Task objective → Only the lines from the start of the material through the line containing "Ellipsis, Plus, Search" are to be extracted, exactly as they appear.

Excerpted data →
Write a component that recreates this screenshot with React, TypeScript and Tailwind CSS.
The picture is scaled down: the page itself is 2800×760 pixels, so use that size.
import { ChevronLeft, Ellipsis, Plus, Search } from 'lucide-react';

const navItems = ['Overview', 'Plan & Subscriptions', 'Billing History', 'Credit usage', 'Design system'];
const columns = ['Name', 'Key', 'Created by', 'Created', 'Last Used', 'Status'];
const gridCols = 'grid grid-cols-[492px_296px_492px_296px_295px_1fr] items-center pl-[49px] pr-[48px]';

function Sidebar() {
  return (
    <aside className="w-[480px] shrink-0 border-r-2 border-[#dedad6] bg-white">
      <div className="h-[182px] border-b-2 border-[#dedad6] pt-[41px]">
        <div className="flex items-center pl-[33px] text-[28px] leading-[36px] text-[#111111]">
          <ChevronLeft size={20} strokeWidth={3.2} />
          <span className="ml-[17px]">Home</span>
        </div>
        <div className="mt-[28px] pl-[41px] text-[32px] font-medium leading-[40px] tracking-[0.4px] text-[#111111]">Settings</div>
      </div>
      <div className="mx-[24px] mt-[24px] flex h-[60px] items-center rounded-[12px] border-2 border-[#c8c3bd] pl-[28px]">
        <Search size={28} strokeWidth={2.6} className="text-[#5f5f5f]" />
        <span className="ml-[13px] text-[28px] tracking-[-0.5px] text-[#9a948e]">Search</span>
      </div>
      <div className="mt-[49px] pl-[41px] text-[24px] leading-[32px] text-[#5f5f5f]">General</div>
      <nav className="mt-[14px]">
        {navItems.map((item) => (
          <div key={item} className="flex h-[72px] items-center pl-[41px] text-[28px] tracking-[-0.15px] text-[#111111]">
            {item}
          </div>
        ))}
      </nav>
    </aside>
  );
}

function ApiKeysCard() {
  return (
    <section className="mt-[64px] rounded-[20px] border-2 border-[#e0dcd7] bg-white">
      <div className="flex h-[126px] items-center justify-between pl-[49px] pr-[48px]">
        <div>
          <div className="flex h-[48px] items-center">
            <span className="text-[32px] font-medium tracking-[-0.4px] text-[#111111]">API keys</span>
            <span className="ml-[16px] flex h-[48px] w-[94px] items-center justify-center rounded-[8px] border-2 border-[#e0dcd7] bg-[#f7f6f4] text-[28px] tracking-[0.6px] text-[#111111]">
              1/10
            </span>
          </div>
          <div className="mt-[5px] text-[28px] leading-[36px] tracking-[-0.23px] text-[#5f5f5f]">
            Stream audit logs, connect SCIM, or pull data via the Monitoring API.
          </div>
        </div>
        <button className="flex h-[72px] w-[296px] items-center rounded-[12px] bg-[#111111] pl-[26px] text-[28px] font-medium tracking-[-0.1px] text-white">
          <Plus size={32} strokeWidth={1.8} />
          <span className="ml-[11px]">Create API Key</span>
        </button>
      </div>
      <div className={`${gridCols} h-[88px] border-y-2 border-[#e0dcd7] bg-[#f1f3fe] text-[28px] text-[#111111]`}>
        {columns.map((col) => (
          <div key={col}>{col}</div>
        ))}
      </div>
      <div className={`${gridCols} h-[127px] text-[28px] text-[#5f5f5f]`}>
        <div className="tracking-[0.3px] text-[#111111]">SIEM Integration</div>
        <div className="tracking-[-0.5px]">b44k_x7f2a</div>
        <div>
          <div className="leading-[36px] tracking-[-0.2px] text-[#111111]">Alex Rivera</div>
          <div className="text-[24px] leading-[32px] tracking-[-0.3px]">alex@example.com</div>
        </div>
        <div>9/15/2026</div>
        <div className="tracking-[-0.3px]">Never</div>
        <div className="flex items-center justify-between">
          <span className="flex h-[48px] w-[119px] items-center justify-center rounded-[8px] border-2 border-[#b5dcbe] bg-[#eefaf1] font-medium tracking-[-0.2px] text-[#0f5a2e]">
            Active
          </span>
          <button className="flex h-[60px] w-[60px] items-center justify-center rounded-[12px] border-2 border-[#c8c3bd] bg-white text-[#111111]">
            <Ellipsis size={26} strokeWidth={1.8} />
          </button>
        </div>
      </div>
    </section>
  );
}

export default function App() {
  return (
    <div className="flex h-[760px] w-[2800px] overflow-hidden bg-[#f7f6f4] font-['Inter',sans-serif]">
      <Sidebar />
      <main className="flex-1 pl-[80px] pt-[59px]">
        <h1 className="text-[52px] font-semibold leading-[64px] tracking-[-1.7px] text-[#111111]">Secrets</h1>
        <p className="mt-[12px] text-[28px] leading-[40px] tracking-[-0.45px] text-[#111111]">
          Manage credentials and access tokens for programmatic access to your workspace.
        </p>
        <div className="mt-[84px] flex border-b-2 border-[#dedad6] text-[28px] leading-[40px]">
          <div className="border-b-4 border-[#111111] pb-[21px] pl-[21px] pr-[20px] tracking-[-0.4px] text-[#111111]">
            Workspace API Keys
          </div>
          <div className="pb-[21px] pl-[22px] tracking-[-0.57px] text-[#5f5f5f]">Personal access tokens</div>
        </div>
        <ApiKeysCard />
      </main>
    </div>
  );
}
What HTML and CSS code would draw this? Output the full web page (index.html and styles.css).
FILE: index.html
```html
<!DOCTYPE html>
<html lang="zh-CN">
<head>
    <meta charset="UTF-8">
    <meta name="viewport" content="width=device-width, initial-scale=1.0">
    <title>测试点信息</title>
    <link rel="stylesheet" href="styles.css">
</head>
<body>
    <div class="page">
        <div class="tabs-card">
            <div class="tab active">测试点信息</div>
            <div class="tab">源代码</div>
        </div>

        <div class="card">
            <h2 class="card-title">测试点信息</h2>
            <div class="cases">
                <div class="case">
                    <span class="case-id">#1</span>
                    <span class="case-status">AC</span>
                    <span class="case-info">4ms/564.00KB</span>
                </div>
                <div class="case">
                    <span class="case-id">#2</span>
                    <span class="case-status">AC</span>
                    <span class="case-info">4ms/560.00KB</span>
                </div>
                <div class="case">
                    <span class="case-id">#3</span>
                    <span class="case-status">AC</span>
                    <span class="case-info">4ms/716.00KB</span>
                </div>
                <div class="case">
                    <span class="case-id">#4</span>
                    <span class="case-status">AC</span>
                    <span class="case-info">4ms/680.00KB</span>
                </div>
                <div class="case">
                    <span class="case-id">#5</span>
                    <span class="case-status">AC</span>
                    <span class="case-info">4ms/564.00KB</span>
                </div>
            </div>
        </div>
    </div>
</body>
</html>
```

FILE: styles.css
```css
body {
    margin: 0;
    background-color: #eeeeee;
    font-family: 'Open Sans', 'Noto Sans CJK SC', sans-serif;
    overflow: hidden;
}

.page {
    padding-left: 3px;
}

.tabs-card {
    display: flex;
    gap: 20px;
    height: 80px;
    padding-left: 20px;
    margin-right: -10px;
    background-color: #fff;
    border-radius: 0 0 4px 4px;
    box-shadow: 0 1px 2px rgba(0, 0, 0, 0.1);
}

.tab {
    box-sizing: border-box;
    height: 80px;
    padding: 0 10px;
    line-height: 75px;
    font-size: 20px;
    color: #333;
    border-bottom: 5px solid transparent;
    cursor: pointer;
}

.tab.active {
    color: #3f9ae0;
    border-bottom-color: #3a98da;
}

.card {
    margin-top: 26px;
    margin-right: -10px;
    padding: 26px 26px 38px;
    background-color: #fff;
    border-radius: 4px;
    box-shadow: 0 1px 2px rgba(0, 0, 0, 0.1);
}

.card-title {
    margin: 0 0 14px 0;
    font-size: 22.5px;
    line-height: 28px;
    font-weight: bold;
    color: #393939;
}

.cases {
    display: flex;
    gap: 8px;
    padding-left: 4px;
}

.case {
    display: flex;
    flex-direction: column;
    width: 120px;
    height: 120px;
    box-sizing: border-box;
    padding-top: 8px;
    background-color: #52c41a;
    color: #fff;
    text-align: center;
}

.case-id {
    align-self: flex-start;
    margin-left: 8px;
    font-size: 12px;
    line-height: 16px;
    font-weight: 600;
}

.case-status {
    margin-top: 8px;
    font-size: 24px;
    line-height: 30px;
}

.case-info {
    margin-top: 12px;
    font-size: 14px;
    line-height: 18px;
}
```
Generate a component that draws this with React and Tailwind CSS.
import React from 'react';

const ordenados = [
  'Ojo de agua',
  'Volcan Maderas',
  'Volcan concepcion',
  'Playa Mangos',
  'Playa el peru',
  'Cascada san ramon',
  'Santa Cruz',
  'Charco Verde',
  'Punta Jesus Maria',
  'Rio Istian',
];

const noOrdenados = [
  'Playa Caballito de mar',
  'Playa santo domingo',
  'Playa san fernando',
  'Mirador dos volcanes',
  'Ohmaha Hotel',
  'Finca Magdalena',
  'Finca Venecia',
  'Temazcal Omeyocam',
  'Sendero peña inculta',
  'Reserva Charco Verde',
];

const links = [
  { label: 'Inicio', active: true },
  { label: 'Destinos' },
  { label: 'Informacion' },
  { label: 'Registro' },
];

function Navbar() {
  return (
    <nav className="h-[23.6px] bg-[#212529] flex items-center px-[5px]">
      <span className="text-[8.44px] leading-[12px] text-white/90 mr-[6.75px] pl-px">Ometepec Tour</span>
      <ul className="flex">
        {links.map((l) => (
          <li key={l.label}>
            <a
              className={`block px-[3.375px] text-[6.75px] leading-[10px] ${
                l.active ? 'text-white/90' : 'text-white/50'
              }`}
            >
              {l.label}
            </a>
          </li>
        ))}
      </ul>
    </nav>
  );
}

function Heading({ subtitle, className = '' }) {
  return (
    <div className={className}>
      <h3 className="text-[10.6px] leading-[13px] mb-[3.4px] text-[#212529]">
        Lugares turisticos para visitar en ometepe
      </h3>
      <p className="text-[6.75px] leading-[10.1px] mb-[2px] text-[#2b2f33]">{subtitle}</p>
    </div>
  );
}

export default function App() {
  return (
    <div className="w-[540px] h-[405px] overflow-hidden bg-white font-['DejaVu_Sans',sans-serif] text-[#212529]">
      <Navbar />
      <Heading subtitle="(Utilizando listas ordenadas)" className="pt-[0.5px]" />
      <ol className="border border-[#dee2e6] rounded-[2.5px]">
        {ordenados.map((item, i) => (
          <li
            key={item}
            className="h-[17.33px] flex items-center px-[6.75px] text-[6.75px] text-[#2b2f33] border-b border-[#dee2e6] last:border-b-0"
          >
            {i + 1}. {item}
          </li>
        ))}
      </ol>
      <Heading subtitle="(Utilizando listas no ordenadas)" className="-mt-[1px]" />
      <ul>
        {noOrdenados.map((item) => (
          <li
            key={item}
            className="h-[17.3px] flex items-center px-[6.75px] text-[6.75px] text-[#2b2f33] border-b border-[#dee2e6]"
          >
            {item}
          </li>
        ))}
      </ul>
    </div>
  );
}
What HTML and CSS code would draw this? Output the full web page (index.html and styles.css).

Written response →
Write a component that recreates this screenshot with React, TypeScript and Tailwind CSS.
The picture is scaled down: the page itself is 2800×760 pixels, so use that size.
import { ChevronLeft, Ellipsis, Plus, Search } from 'lucide-react';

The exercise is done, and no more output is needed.